%%

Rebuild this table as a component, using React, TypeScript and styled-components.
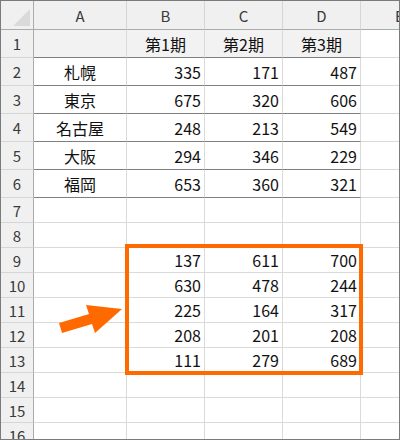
import React from "react";
import styled, { createGlobalStyle, css } from "styled-components";

const Global = createGlobalStyle`
  html, body { margin: 0; padding: 0; background: #ffffff; }
  body { font-family: "Noto Sans CJK JP", "Noto Sans", sans-serif; }
`;

const Sheet = styled.div`
  position: relative;
  width: 400px;
  height: 440px;
  box-sizing: border-box;
  border: 1px solid #7b7b7b;
  overflow: hidden;
  display: grid;
  grid-template-columns: 33px 93px 78px 78px 78px 78px;
  grid-template-rows: 29px repeat(6, 28px) repeat(10, 25px);
  background: #ffffff;
`;

const BaseCell = css`
  box-sizing: border-box;
  display: flex;
  align-items: center;
  white-space: nowrap;
  overflow: hidden;
`;

const Corner = styled.div`
  ${BaseCell};
  align-items: flex-end;
  justify-content: flex-end;
  padding: 0 3px 3px 0;
  background: #f0f0f0;
  border-right: 1px solid #ababab;
  border-bottom: 1px solid #ababab;
`;

const CornerMark = styled.span`
  width: 17px;
  height: 17px;
  background: #dadada;
  clip-path: polygon(100% 0, 100% 100%, 0 100%);
`;

const ColHead = styled.div`
  ${BaseCell};
  justify-content: center;
  background: #f0f0f0;
  color: #3a3a3a;
  font-size: 15px;
  border-right: 1px solid #d6d6d6;
  border-bottom: 1px solid #ababab;
`;

const RowHead = styled.div`
  ${BaseCell};
  justify-content: center;
  background: #f0f0f0;
  color: #3a3a3a;
  font-size: 15px;
  border-right: 1px solid #ababab;
  border-bottom: 1px solid #d6d6d6;
`;

const Cell = styled.div<{ $align: "left" | "center" | "right"; $shaded?: boolean; $ruled?: boolean }>`
  ${BaseCell};
  justify-content: ${(p) => (p.$align === "right" ? "flex-end" : p.$align === "center" ? "center" : "flex-start")};
  padding: 0 3px;
  font-size: 16px;
  color: #111111;
  background: ${(p) => (p.$shaded ? "#f2f2f2" : "#ffffff")};
  border-right: 1px solid #dadada;
  border-bottom: 1px solid ${(p) => (p.$ruled ? "#7f7f7f" : "#dadada")};
`;

const Highlight = styled.div`
  position: absolute;
  left: 124px;
  top: 243px;
  width: 238px;
  height: 131px;
  box-sizing: border-box;
  border: 4px solid #ff6a00;
  pointer-events: none;
`;

const Arrow = styled.svg`
  position: absolute;
  left: 54px;
  top: 299px;
  width: 72px;
  height: 38px;
`;

const cols = ["A", "B", "C", "D", "E"];

type Row = { cells: string[]; table?: boolean; head?: boolean };

const rows: Row[] = [
  { cells: ["", "第1期", "第2期", "第3期", ""], table: true, head: true },
  { cells: ["札幌", "335", "171", "487", ""], table: true },
  { cells: ["東京", "675", "320", "606", ""], table: true },
  { cells: ["名古屋", "248", "213", "549", ""], table: true },
  { cells: ["大阪", "294", "346", "229", ""], table: true },
  { cells: ["福岡", "653", "360", "321", ""], table: true },
  { cells: ["", "", "", "", ""] },
  { cells: ["", "", "", "", ""] },
  { cells: ["", "137", "611", "700", ""] },
  { cells: ["", "630", "478", "244", ""] },
  { cells: ["", "225", "164", "317", ""] },
  { cells: ["", "208", "201", "208", ""] },
  { cells: ["", "111", "279", "689", ""] },
  { cells: ["", "", "", "", ""] },
  { cells: ["", "", "", "", ""] },
  { cells: ["", "", "", "", ""] },
];

export default function App() {
  return (
    <>
      <Global />
      <Sheet>
        <Corner>
          <CornerMark />
        </Corner>
        {cols.map((c) => (
          <ColHead key={c}>{c}</ColHead>
        ))}
        {rows.map((r, ri) => (
          <React.Fragment key={ri}>
            <RowHead>{ri + 1}</RowHead>
            {r.cells.map((v, ci) => {
              const inTable = !!r.table && ci < 4;
              const align = ci === 0 || r.head ? "center" : "right";
              return (
                <Cell
                  key={ci}
                  $align={align}
                  $shaded={!!r.head && ci < 4}
                  $ruled={inTable}
                >
                  {v}
                </Cell>
              );
            })}
          </React.Fragment>
        ))}
        <Highlight />
        <Arrow viewBox="55 300 72 38">
          <polygon
            points="59,323 89,314 86,305 122,309 95,333 92,324 62,333"
            fill="#ff6a00"
          />
        </Arrow>
      </Sheet>
    </>
  );
}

%%

From start to finish, output the listing exactly, but omit its pictures.

Rebuild this table as a component, using React, TypeScript and styled-components.
import React from "react";
import styled, { createGlobalStyle, css } from "styled-components";

const Global = createGlobalStyle`
  html, body { margin: 0; padding: 0; background: #ffffff; }
  body { font-family: "Noto Sans CJK JP", "Noto Sans", sans-serif; }
`;

const Sheet = styled.div`
  position: relative;
  width: 400px;
  height: 440px;
  box-sizing: border-box;
  border: 1px solid #7b7b7b;
  overflow: hidden;
  display: grid;
  grid-template-columns: 33px 93px 78px 78px 78px 78px;
  grid-template-rows: 29px repeat(6, 28px) repeat(10, 25px);
  background: #ffffff;
`;

const BaseCell = css`
  box-sizing: border-box;
  display: flex;
  align-items: center;
  white-space: nowrap;
  overflow: hidden;
`;

const Corner = styled.div`
  ${BaseCell};
  align-items: flex-end;
  justify-content: flex-end;
  padding: 0 3px 3px 0;
  background: #f0f0f0;
  border-right: 1px solid #ababab;
  border-bottom: 1px solid #ababab;
`;

const CornerMark = styled.span`
  width: 17px;
  height: 17px;
  background: #dadada;
  clip-path: polygon(100% 0, 100% 100%, 0 100%);
`;

const ColHead = styled.div`
  ${BaseCell};
  justify-content: center;
  background: #f0f0f0;
  color: #3a3a3a;
  font-size: 15px;
  border-right: 1px solid #d6d6d6;
  border-bottom: 1px solid #ababab;
`;

const RowHead = styled.div`
  ${BaseCell};
  justify-content: center;
  background: #f0f0f0;
  color: #3a3a3a;
  font-size: 15px;
  border-right: 1px solid #ababab;
  border-bottom: 1px solid #d6d6d6;
`;

const Cell = styled.div<{ $align: "left" | "center" | "right"; $shaded?: boolean; $ruled?: boolean }>`
  ${BaseCell};
  justify-content: ${(p) => (p.$align === "right" ? "flex-end" : p.$align === "center" ? "center" : "flex-start")};
  padding: 0 3px;
  font-size: 16px;
  color: #111111;
  background: ${(p) => (p.$shaded ? "#f2f2f2" : "#ffffff")};
  border-right: 1px solid #dadada;
  border-bottom: 1px solid ${(p) => (p.$ruled ? "#7f7f7f" : "#dadada")};
`;

const Highlight = styled.div`
  position: absolute;
  left: 124px;
  top: 243px;
  width: 238px;
  height: 131px;
  box-sizing: border-box;
  border: 4px solid #ff6a00;
  pointer-events: none;
`;

const Arrow = styled.svg`
  position: absolute;
  left: 54px;
  top: 299px;
  width: 72px;
  height: 38px;
`;

const cols = ["A", "B", "C", "D", "E"];

type Row = { cells: string[]; table?: boolean; head?: boolean };

const rows: Row[] = [
  { cells: ["", "第1期", "第2期", "第3期", ""], table: true, head: true },
  { cells: ["札幌", "335", "171", "487", ""], table: true },
  { cells: ["東京", "675", "320", "606", ""], table: true },
  { cells: ["名古屋", "248", "213", "549", ""], table: true },
  { cells: ["大阪", "294", "346", "229", ""], table: true },
  { cells: ["福岡", "653", "360", "321", ""], table: true },
  { cells: ["", "", "", "", ""] },
  { cells: ["", "", "", "", ""] },
  { cells: ["", "137", "611", "700", ""] },
  { cells: ["", "630", "478", "244", ""] },
  { cells: ["", "225", "164", "317", ""] },
  { cells: ["", "208", "201", "208", ""] },
  { cells: ["", "111", "279", "689", ""] },
  { cells: ["", "", "", "", ""] },
  { cells: ["", "", "", "", ""] },
  { cells: ["", "", "", "", ""] },
];

export default function App() {
  return (
    <>
      <Global />
      <Sheet>
        <Corner>
          <CornerMark />
        </Corner>
        {cols.map((c) => (
          <ColHead key={c}>{c}</ColHead>
        ))}
        {rows.map((r, ri) => (
          <React.Fragment key={ri}>
            <RowHead>{ri + 1}</RowHead>
            {r.cells.map((v, ci) => {
              const inTable = !!r.table && ci < 4;
              const align = ci === 0 || r.head ? "center" : "right";
              return (
                <Cell
                  key={ci}
                  $align={align}
                  $shaded={!!r.head && ci < 4}
                  $ruled={inTable}
                >
                  {v}
                </Cell>
              );
            })}
          </React.Fragment>
        ))}
        <Highlight />
        <Arrow viewBox="55 300 72 38">
          <polygon
            points="59,323 89,314 86,305 122,309 95,333 92,324 62,333"
            fill="#ff6a00"
          />
        </Arrow>
      </Sheet>
    </>
  );
}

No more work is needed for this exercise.